For PM pickings, after or during dinner service, I’ll mosey my way down the line; extra mac and cheese here, fresh pasta is hard to resist. Roasted potatoes tossed in butter and garlic with a little bearnaise nearby-- transcendent.

Hors d'oeuvres for dinner is always a happy meal—miniature everything. Beef wellingtons, crab cakes, cheeseburgers, meatballs.

If there isn’t anything extra then I circle back to cutlets. I eat a lot of cutlets—veal or chicken.  Smothered in our version of a beurre blanc and garnished with peperoncino.

Occasionally, I’ll grab a few broccoli florets off Pierre’s station. But that’s after saying something stupid to him along the lines of we should make an effort to eat more vegetables, and not sandwiches filled with vegetables. 

Last week, Pierre and I were trying to recreate a sandwich we had made the week before—it was double 44 Farms hamburger patty, double American cheese, caramelized onion, mustard, pickle, two pieces of white bread toasted in a cast-iron pan. Is that a patty melt? I’m pretty sure we didn’t put ketchup on it, but Pierre thought we maybe did. As we bickered, Gabriel walked down from pasta station to check out what we were making. I side-eyed him, so did Pierre, like a couple of hyenas huddled over a fresh kill. 

It was too late to build another—it’s a slippery slope when making private snacks.  Best to be quick and quiet. I needed my whole half of this sandwich. It was Friday. 

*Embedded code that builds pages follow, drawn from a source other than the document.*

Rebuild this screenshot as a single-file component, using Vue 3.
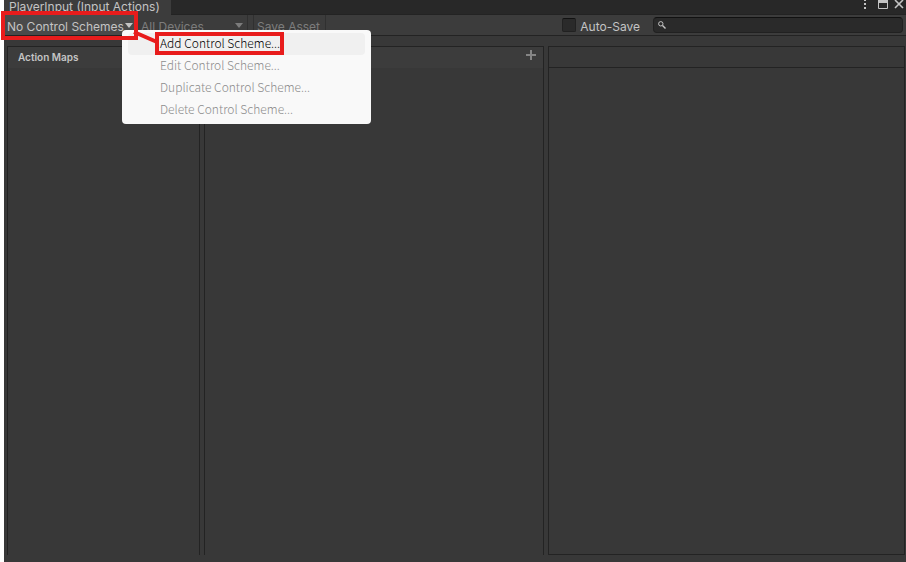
<script setup>
import { ref } from 'vue'

const scheme = ref('No Control Schemes')
const device = ref('All Devices')
const autoSave = ref(false)
const query = ref('')
const menuItems = [
  { label: 'Add Control Scheme...', enabled: true },
  { label: 'Edit Control Scheme...', enabled: false },
  { label: 'Duplicate Control Scheme...', enabled: false },
  { label: 'Delete Control Scheme...', enabled: false },
]
</script>

<template>
  <div class="window">
    <header class="titlebar">
      <div class="tab">PlayerInput (Input Actions)</div>
      <div class="window-buttons">
        <button class="icon-button" aria-label="More options">
          <svg width="8" height="12" viewBox="0 0 8 12" fill="#c4c4c4">
            <path d="M0 0h2v1H0zM0 3h2v2H0zM0 7h2v2H0z" />
          </svg>
        </button>
        <button class="icon-button" aria-label="Maximize">
          <svg width="10" height="12" viewBox="0 0 10 12" fill="none" stroke="#c4c4c4">
            <path d="M.5 0v8.500h9V0" />
            <path d="M0 1.500h10" stroke-width="3" />
          </svg>
        </button>
        <button class="icon-button" aria-label="Close">
          <svg width="10" height="12" viewBox="0 0 10 12" fill="none" stroke="#c4c4c4" stroke-width="1.600">
            <path d="M1 0l8 8M9 0L1 8" />
          </svg>
        </button>
      </div>
    </header>

    <div class="toolbar">
      <div class="dropdown schemes">
        <select v-model="scheme" aria-label="Control scheme">
          <option>No Control Schemes</option>
        </select>
        <svg class="arrow" width="8" height="5" viewBox="0 0 8 5"><path d="M0 0h8L4 5z" /></svg>
      </div>
      <div class="dropdown devices">
        <select v-model="device" aria-label="Devices" disabled>
          <option>All Devices</option>
        </select>
        <svg class="arrow" width="8" height="5" viewBox="0 0 8 5"><path d="M0 0h8L4 5z" /></svg>
      </div>
      <button class="save" disabled>Save Asset</button>
      <label class="auto-save">
        <input v-model="autoSave" type="checkbox" />
        <span>Auto-Save</span>
      </label>
      <div class="search">
        <svg width="8" height="8" viewBox="0 0 8 8" fill="none" stroke="#c4c4c4">
          <circle cx="2.800" cy="2.800" r="2.200" />
          <path d="M4.500 4.500L7.500 7.500" stroke-width="1.400" />
        </svg>
        <input v-model="query" type="text" aria-label="Search" />
      </div>
    </div>

    <main class="panels">
      <section class="panel maps">
        <h2 class="panel-head">Action Maps</h2>
      </section>
      <section class="panel actions">
        <div class="panel-head">
          <button class="icon-button" aria-label="Add action">
            <svg width="10" height="10" viewBox="0 0 10 10" stroke="#858585" stroke-width="2">
              <path d="M5 0v10M0 5h10" />
            </svg>
          </button>
        </div>
      </section>
      <section class="panel properties">
        <div class="panel-head"></div>
      </section>
    </main>

    <div class="menu" role="menu">
      <button
        v-for="item in menuItems"
        :key="item.label"
        class="menu-item"
        role="menuitem"
        :disabled="!item.enabled"
      >{{ item.label }}</button>
    </div>

    <svg class="annotation" width="290" height="60" viewBox="0 0 290 60" fill="none" stroke="#e81c1c" stroke-width="4">
      <rect x="3" y="13" width="133" height="25" />
      <rect x="157" y="34" width="125" height="19" />
      <path d="M134 32L157 42" />
    </svg>
  </div>
</template>

<style>
body {
  margin: 0;
  background: #fff;
}
</style>

<style scoped>
.window {
  position: relative;
  box-sizing: border-box;
  display: flex;
  flex-direction: column;
  min-height: 100vh;
  margin-left: 4px;
  background: #383838;
  color: #c4c4c4;
  font: 12px/20px Inter, sans-serif;
}
button,
input,
select {
  margin: 0;
  padding: 0;
  border: 0;
  background: none;
  color: inherit;
  font: inherit;
}
.titlebar {
  display: flex;
  justify-content: space-between;
  height: 14px;
  background: #282828;
  border-bottom: 1px solid #232323;
}
.tab {
  box-sizing: border-box;
  min-width: 167px;
  height: 15px;
  padding: 0 5px;
  line-height: 14px;
  white-space: nowrap;
  background: #3c3c3c;
}
.window-buttons {
  display: flex;
  gap: 6px;
  padding-right: 2px;
}
.icon-button {
  display: flex;
}
.toolbar {
  display: flex;
  height: 20px;
  padding-right: 3px;
  background: #3c3c3c;
  border-bottom: 1px solid #232323;
}
.dropdown {
  display: flex;
  align-items: center;
  box-sizing: border-box;
  border-right: 1px solid #303030;
}
.dropdown select {
  flex: 1;
  min-width: 0;
  height: 20px;
  padding-top: 2px;
  appearance: none;
  opacity: 1;
}
.arrow {
  flex: none;
  fill: currentColor;
}
.schemes {
  width: 133px;
  padding: 0 3px;
  background: #4a4a4a;
}
.devices {
  width: 111px;
  padding: 0 4px;
  color: #7c7c7c;
}
.save {
  margin-left: 5px;
  padding: 2px 5px 0 3px;
  border: solid #303030;
  border-width: 0 1px;
  color: #7c7c7c;
}
.auto-save {
  display: flex;
  align-items: center;
  gap: 4px;
  margin-left: auto;
}
.auto-save span {
  padding-top: 3px;
}
.auto-save input {
  box-sizing: border-box;
  width: 14px;
  height: 14px;
  appearance: none;
  background: #2a2a2a;
  border: 1px solid #212121;
  border-top-color: #111;
  border-radius: 2px;
}
.search {
  display: flex;
  align-items: center;
  box-sizing: border-box;
  flex: 0 1 250px;
  height: 16px;
  margin: 2px 0 0 13px;
  padding: 0 4px;
  gap: 4px;
  background: #2a2a2a;
  border: 1px solid #212121;
  border-top-color: #111;
  border-radius: 4px;
}
.search input {
  flex: 1;
  min-width: 0;
  height: 14px;
  outline: 0;
}
.panels {
  flex: 1;
  display: grid;
  grid-template-columns: 193px 340px 1fr;
  column-gap: 4px;
  padding: 10px 1px 7px 3px;
}
.panel {
  border: 1px solid #232323;
  border-bottom-width: 0;
}
.properties {
  border-bottom-width: 1px;
}
.panel-head {
  box-sizing: border-box;
  display: flex;
  height: 21px;
  margin: 0;
  padding: 0 10px;
  font-size: 10px;
  font-weight: 600;
  line-height: 21px;
  background: #3c3c3c;
}
.actions .panel-head {
  justify-content: flex-end;
  align-items: center;
  padding: 0 7px 5px;
}
.properties .panel-head {
  background: none;
  border-bottom: 1px solid #232323;
}
.menu {
  position: absolute;
  top: 30px;
  left: 118px;
  box-sizing: border-box;
  display: flex;
  flex-direction: column;
  width: 249px;
  padding: 3px 6px;
  background: #f9f9f9;
  border-radius: 4px;
}
.menu-item {
  height: 22px;
  padding: 0 0 2px 32px;
  border-radius: 4px;
  color: #000;
  font: 300 12px/20px "Noto Sans CJK KR", sans-serif;
  text-align: left;
}
.menu-item:first-child {
  background: #f0f0f0;
}
.menu-item:disabled {
  color: #8c8c8c;
}
.annotation {
  position: absolute;
  top: 0;
  left: -4px;
  pointer-events: none;
}
</style>
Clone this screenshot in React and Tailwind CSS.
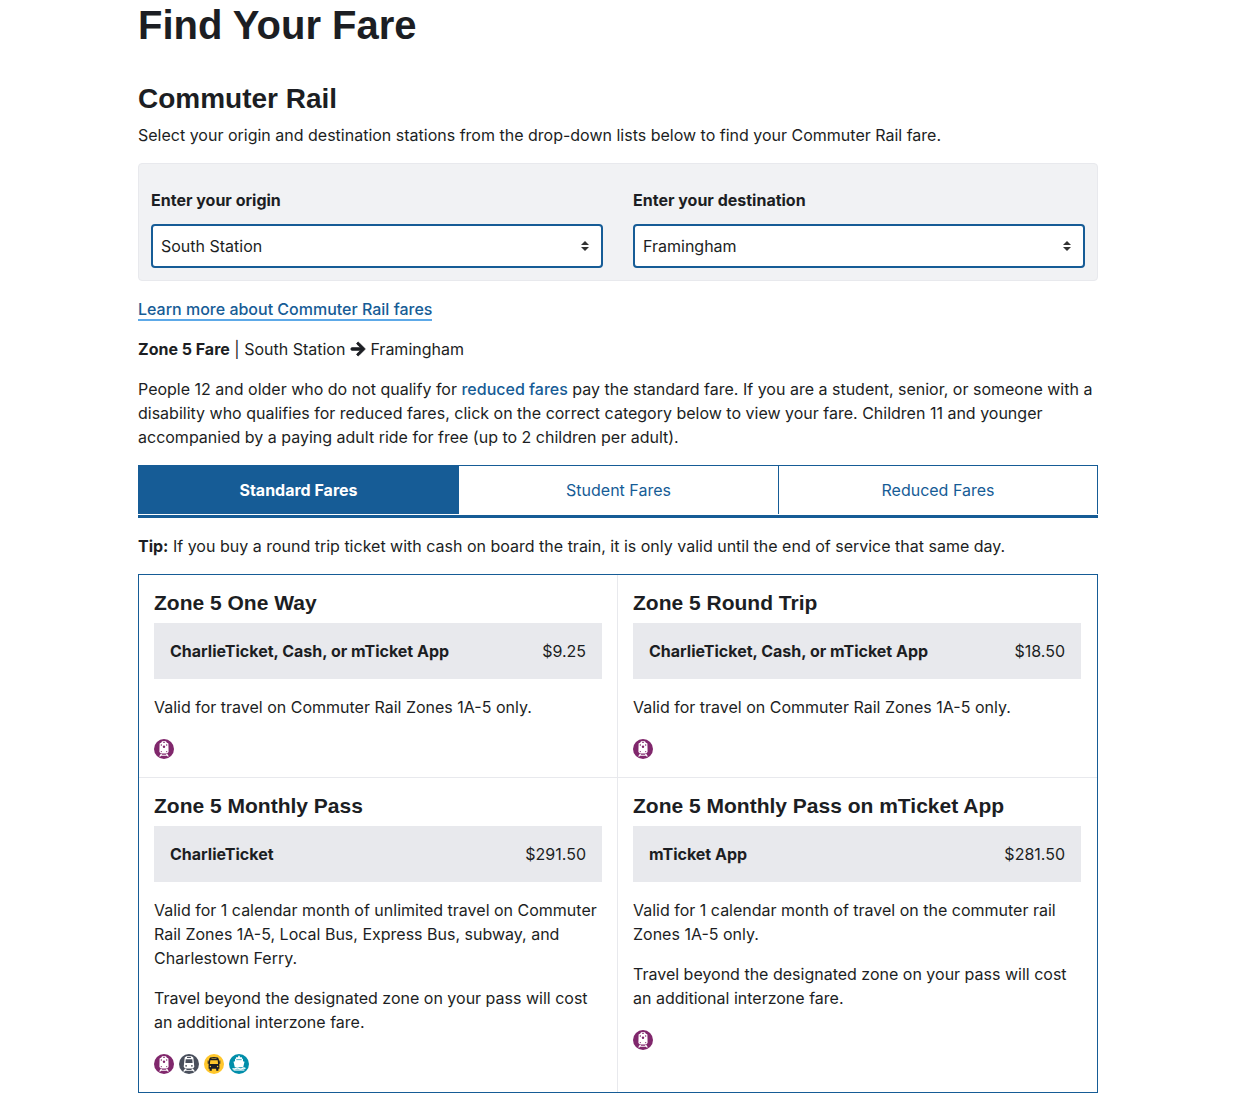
import React, { useState } from "react";
import { FaArrowRight } from "react-icons/fa";

const stations = ["South Station", "Back Bay", "Framingham", "Worcester"];

function CommuterRail() {
  return (
    <svg viewBox="0 0 20 20" className="size-5" role="img" aria-label="Commuter Rail">
      <circle cx="10" cy="10" r="10" fill="#80276c" />
      <path fill="#fff" d="M8 2.200h4l.6 1.200 1.800 1 .2 8.600-1.500 1.500H6.900L5.400 13l.2-8.600 1.800-1zM6.600 15h1.400l-.3.800h4.600l-.3-.8h1.400l1.500 2.500h-1.500l-.4-.8H7l-.4.800H5.100z" />
      <path fill="#80276c" d="M9 3.300h2v.8H9zM6.800 5.200h1v1.500h-1zM12.200 5.200h1v1.500h-1z" />
      <circle cx="10" cy="7.700" r="1.200" fill="#80276c" />
      <circle cx="7.300" cy="12.600" r=".6" fill="#80276c" />
      <circle cx="12.700" cy="12.600" r=".6" fill="#80276c" />
    </svg>
  );
}

function Subway() {
  return (
    <svg viewBox="0 0 20 20" className="size-5" role="img" aria-label="Subway">
      <circle cx="10" cy="10" r="10" fill="#494f5c" />
      <path fill="#fff" d="M7.300 2.200h5.400l1.600 1.300 1 9.200-1.300 1.800H6l-1.300-1.800 1-9.200zM5.800 15h1.800l-.4.900h5.600l-.4-.9h1.800l1.800 2.500h-1.800l-.6-.7H6.400l-.6.700H4z" />
      <path fill="#494f5c" d="M8 2.900h4v1H8zM6.700 5.200h6.600l.3 3.700H6.400z" />
      <circle cx="7.100" cy="11.800" r=".9" fill="#494f5c" />
      <circle cx="12.900" cy="11.800" r=".9" fill="#494f5c" />
    </svg>
  );
}

function Bus() {
  return (
    <svg viewBox="0 0 20 20" className="size-5" role="img" aria-label="Bus">
      <circle cx="10" cy="10" r="10" fill="#ffc72c" />
      <path fill="#1c1e23" d="M6.200 3.600Q10 2.600 13.800 3.600l1 1.400.6 6.300v3.500h-1v1.900h-2.200v-1.900H7.800v1.900H5.600v-1.900h-1v-3.500L5.200 5zM3.700 6.500h1v3.300h-1zM15.300 6.500h1v3.300h-1z" />
      <path fill="#ffc72c" d="M7.500 4.400h5v.5h-5zM6.300 6.200h7.400l.4 3.800H5.900z" />
      <circle cx="6.400" cy="12.500" r=".7" fill="#ffc72c" />
      <circle cx="13.600" cy="12.500" r=".7" fill="#ffc72c" />
    </svg>
  );
}

function Ferry() {
  return (
    <svg viewBox="0 0 20 20" className="size-5" role="img" aria-label="Ferry">
      <circle cx="10" cy="10" r="10" fill="#008eaa" />
      <path fill="#fff" d="M9.200 1.800h1.600v1.500h2.200v1.500h1v2.400l1.500.6-1.300 5.400H5.800L4.500 7.800 6 7.200V4.800h1V3.300h2.200z" />
      <path fill="#008eaa" d="M7.300 5.400h5.400v.7H7.300z" />
      <path d="M3.500 14.500q1.600 1 3.200 0t3.300 0q1.600 1 3.200 0t3.300 0" fill="none" stroke="#fff" strokeWidth="1.400" />
      <path d="M4.600 16h10.800" fill="none" stroke="#fff" strokeWidth="1.200" />
    </svg>
  );
}

function StationSelect({ id, label, initial }) {
  const [value, setValue] = useState(initial);
  return (
    <div>
      <label htmlFor={id} className="mb-3 block font-bold">
        {label}
      </label>
      <div className="relative">
        <select
          id={id}
          value={value}
          onChange={(e) => setValue(e.target.value)}
          className="h-11 w-full appearance-none rounded border-2 border-[#165c96] bg-white px-2"
        >
          {stations.map((s) => (
            <option key={s}>{s}</option>
          ))}
        </select>
        <svg viewBox="0 0 8 10" className="pointer-events-none absolute top-1/2 right-3.5 h-2.5 w-2 -translate-y-1/2" aria-hidden="true">
          <path fill="#333" d="M4 0l4 4H0zM4 10L0 6h8z" />
        </svg>
      </div>
    </div>
  );
}

const fares = [
  {
    title: "Zone 5 One Way",
    media: "CharlieTicket, Cash, or mTicket App",
    price: "$9.25",
    text: ["Valid for travel on Commuter Rail Zones 1A-5 only."],
    modes: [CommuterRail],
  },
  {
    title: "Zone 5 Round Trip",
    media: "CharlieTicket, Cash, or mTicket App",
    price: "$18.50",
    text: ["Valid for travel on Commuter Rail Zones 1A-5 only."],
    modes: [CommuterRail],
  },
  {
    title: "Zone 5 Monthly Pass",
    media: "CharlieTicket",
    price: "$291.50",
    text: [
      "Valid for 1 calendar month of unlimited travel on Commuter Rail Zones 1A-5, Local Bus, Express Bus, subway, and Charlestown Ferry.",
      "Travel beyond the designated zone on your pass will cost an additional interzone fare.",
    ],
    modes: [CommuterRail, Subway, Bus, Ferry],
  },
  {
    title: "Zone 5 Monthly Pass on mTicket App",
    media: "mTicket App",
    price: "$281.50",
    text: [
      "Valid for 1 calendar month of travel on the commuter rail Zones 1A-5 only.",
      "Travel beyond the designated zone on your pass will cost an additional interzone fare.",
    ],
    modes: [CommuterRail],
  },
];

const heading = "font-['Liberation_Sans',sans-serif] font-bold";

function FareCard({ fare }) {
  return (
    <article className="border-[#e8e9ed] px-[15px] pt-4 pb-[18px] not-nth-last-[-n+2]:border-b odd:border-r even:pr-4">
      <h3 className={`${heading} mb-2 text-[21px] leading-6`}>{fare.title}</h3>
      <div className="mb-4 flex justify-between bg-[#e8e9ed] p-4">
        <span className="font-bold">{fare.media}</span>
        <span>{fare.price}</span>
      </div>
      {fare.text.map((t) => (
        <p key={t} className="mb-4">
          {t}
        </p>
      ))}
      <div className="mt-5 flex gap-[5px]">
        {fare.modes.map((Mode, i) => (
          <Mode key={i} />
        ))}
      </div>
    </article>
  );
}

const tabs = ["Standard Fares", "Student Fares", "Reduced Fares"];

export default function App() {
  const [active, setActive] = useState(0);
  return (
    <main className="mx-auto max-w-[960px] pb-4 font-['Inter',sans-serif] text-base text-[#1c1e23]">
      <h1 className={`${heading} text-[40px] leading-[50px]`}>Find Your Fare</h1>
      <h2 className={`${heading} mt-[33px] mb-2 text-[28px] leading-8`}>Commuter Rail</h2>
      <p className="mb-4">
        Select your origin and destination stations from the drop-down lists below to find your Commuter Rail fare.
      </p>
      <form className="mb-4 grid grid-cols-2 gap-[30px] rounded border border-[#e8e9ed] bg-[#f1f2f4] px-3 pt-6 pb-3">
        <StationSelect id="origin" label="Enter your origin" initial="South Station" />
        <StationSelect id="destination" label="Enter your destination" initial="Framingham" />
      </form>
      <p className="mb-4">
        <a href="#fares" className="border-b-2 border-[#5da9e8] font-medium text-[#165c96]">
          Learn more about Commuter Rail fares
        </a>
      </p>
      <p className="mb-4">
        <strong>Zone 5 Fare</strong> | South Station{" "}
        <FaArrowRight className="inline size-4 stroke-current stroke-[30] align-[-2px]" /> Framingham
      </p>
      <p className="mb-4">
        People 12 and older who do not qualify for{" "}
        <a href="#reduced" className="font-medium text-[#165c96]">
          reduced fares
        </a>{" "}
        pay the standard fare. If you are a student, senior, or someone with a disability who qualifies for reduced fares,
        click on the correct category below to view your fare. Children 11 and younger accompanied by a paying adult ride
        for free (up to 2 children per adult).
      </p>
      <div role="tablist" className="mb-4 grid grid-cols-3 border-b-3 border-[#165c96] pb-px">
        {tabs.map((t, i) => (
          <button
            key={t}
            type="button"
            role="tab"
            aria-selected={i === active}
            onClick={() => setActive(i)}
            className="border-t border-l border-[#165c96] py-3 text-[#165c96] last:border-r aria-selected:bg-[#165c96] aria-selected:font-bold aria-selected:text-white"
          >
            {t}
          </button>
        ))}
      </div>
      <p className="mb-4">
        <strong>Tip:</strong> If you buy a round trip ticket with cash on board the train, it is only valid until the end of
        service that same day.
      </p>
      <section className="grid grid-cols-2 border border-[#165c96]">
        {fares.map((f) => (
          <FareCard key={f.title} fare={f} />
        ))}
      </section>
    </main>
  );
}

“It’s okay chef, I don’t like mustard,” Gaby looked at us, smiling.


“Oh, thank God.”


Hours later, Pierre returned from his break and I looked at him, “I’m still full.”


“Me too.” he agreed. 


“It was only half a sandwich.” 


So, we filed that combination away as if we had stumbled upon the sandwich equivalent of the fountain of youth. Guess we could have shared with Gaby. 

When Joey preps short ribs—YO. We use 44 Farms—but the juice he creates for the simmer, it’s out of this world. I tong off little bits around the corners and sometimes even take home a box of side cuttings.  Last Saturday night I cobbled together a short rib grilled cheese at 1 a.m. with my home staples; bread, butter, Duke’s mayonnaise, American cheese, Lay’s potato chips, hot sauce—it was the perfect end to the week.  

Then Sunday rolls around and I get a little wild—what’s it going to be--doughnuts, kwossaints, onion rings, fried chicken, tacos, oysters, sandwiches, sushi, ribeye? French rosé, Italian reds, cocktails, beers. If we’re doing this—today is the day.

This past Sunday was positively dreamy. After church, I convinced myself: not to go to the gym, not to go find friends, not to read, not to write. I instead got back in bed and three hours later woke to a beautiful, quiet afternoon.

Around 7 p.m. I walked to Fiora’s; the picturesque wine shop on lower Westheimer that serves the best sandwiches I’ve ever eaten in my life. Amir, the owner, updated me on the options that hadn’t sold out the night before and lo and behold my favorite sandwich, there was just enough to make one more. The Boq. French bread, white anchovy, roma tomato, burrata—whatever else he does. Coupled with almost a whole bottle of rosé, a killer playlist and the breeze, I don’t know what I did to deserve this moment. 

And then on Monday I wake up with my stomach holding a gun to my head saying, “Salad, Broth, or I’m ending you.” 

I pray the supplements I spend a fortune on are supplementing my life choices, I guess down the road we’ll see.  Like I said, what chefs eat is scary and it is sad—but those Sunday moments, those sandwich moments, those tostadas with the team, would I trade them for three square meals a day? Never.